This engine I had opened because of a catastrophic EGR cooler damage.
The only consolation for the truck owner is that there would have been problems with the engine at some point anyway due to the one-sided load and thus the chips/abrasion of the bearing shells (Currently, however, nothing of this was yet to be found in the oil/engine).
The question for me is what to do with an engine if I were to experience something like this again (the different values of piston protrusions and rod bearing shells worn on one side).
I don't think the big rebuilders pay attention to anything like this.


6.0 blocks are so plentiful in the US, Hartwig; I'd just get another.

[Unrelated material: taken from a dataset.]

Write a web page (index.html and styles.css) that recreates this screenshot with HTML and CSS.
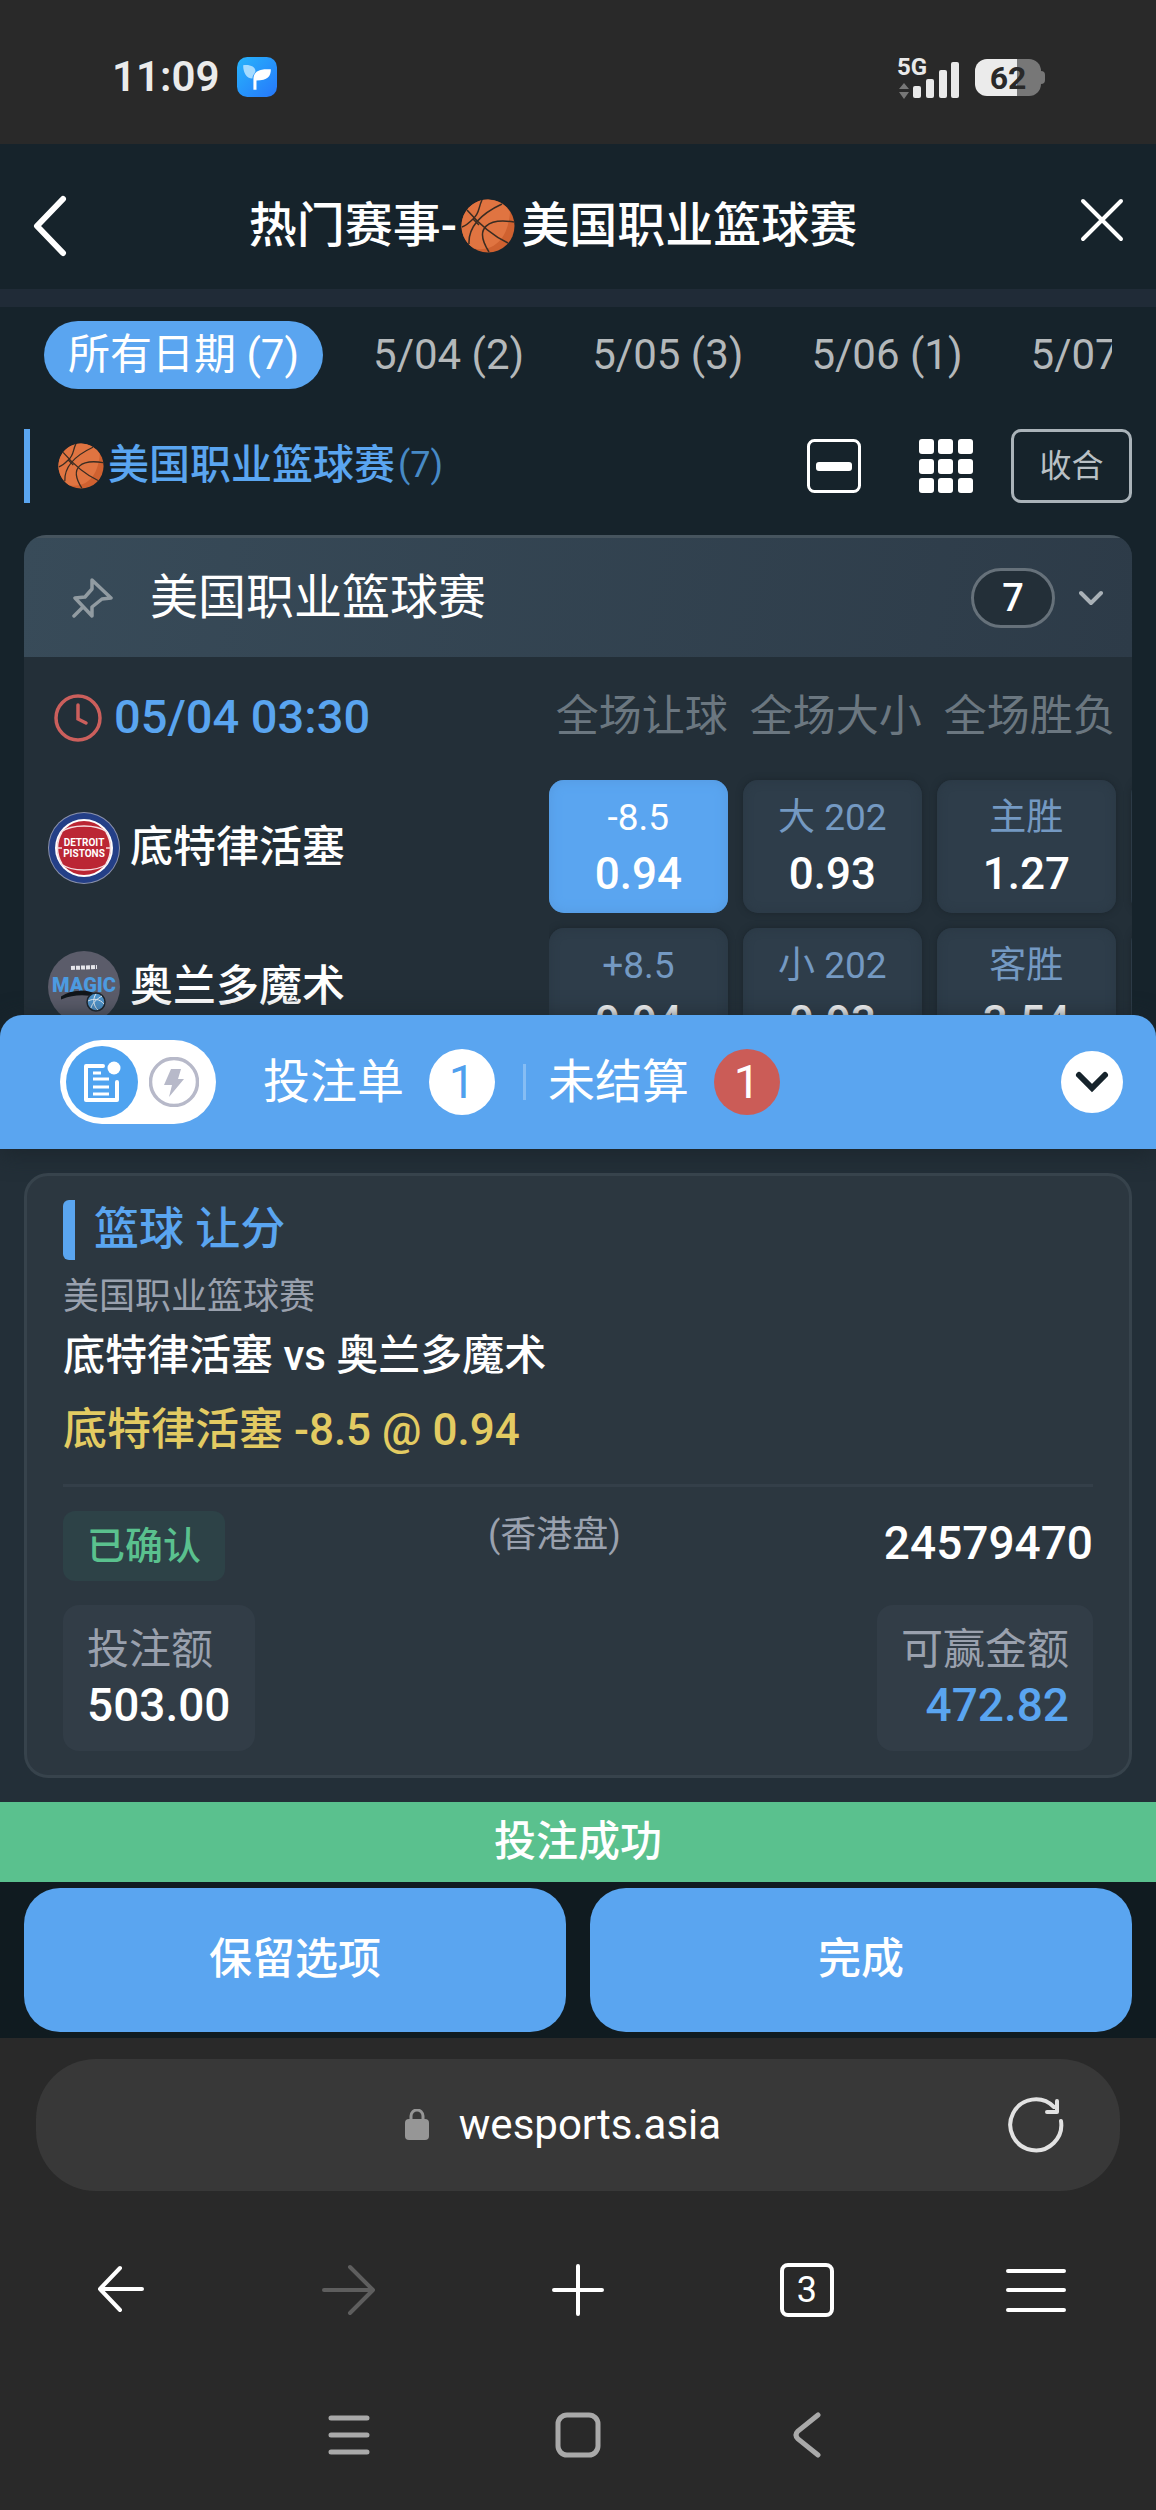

No, I'm afraid I have to disagree. It depends on the competency of the shop and the equipment they want to invest in. The CNC equipment for the last decade can easily correct for something like this. RMC is one of the CNC manufacturers that sell better equipment. Rottler, also. But again, it depends if the shop wants to use the engine block Datum and the crank bore to reference the cylinders and decks. And if they have the blueprint specs for the engine. To me, that's the most important thing. But, again, I'm just a home rebuilder of one 6.0 engine, so I'm coming from the experience of long ago and other engines.

Through my YT travels, I could point you to some equipment videos from Rottler. Unfortunately, I've not looked at enough sites to show a direct video that shows the setup. This video is typical of their CNC videos from what I've seen, indicating off the existing oil pan deck, bore, and head deck, then using a boring bar and flycutter. This method would straighten the decks and bores to the crank centerline since they are mounting off a crank bar. It's good but not ideal as it would not locate the ideal cylinder bores.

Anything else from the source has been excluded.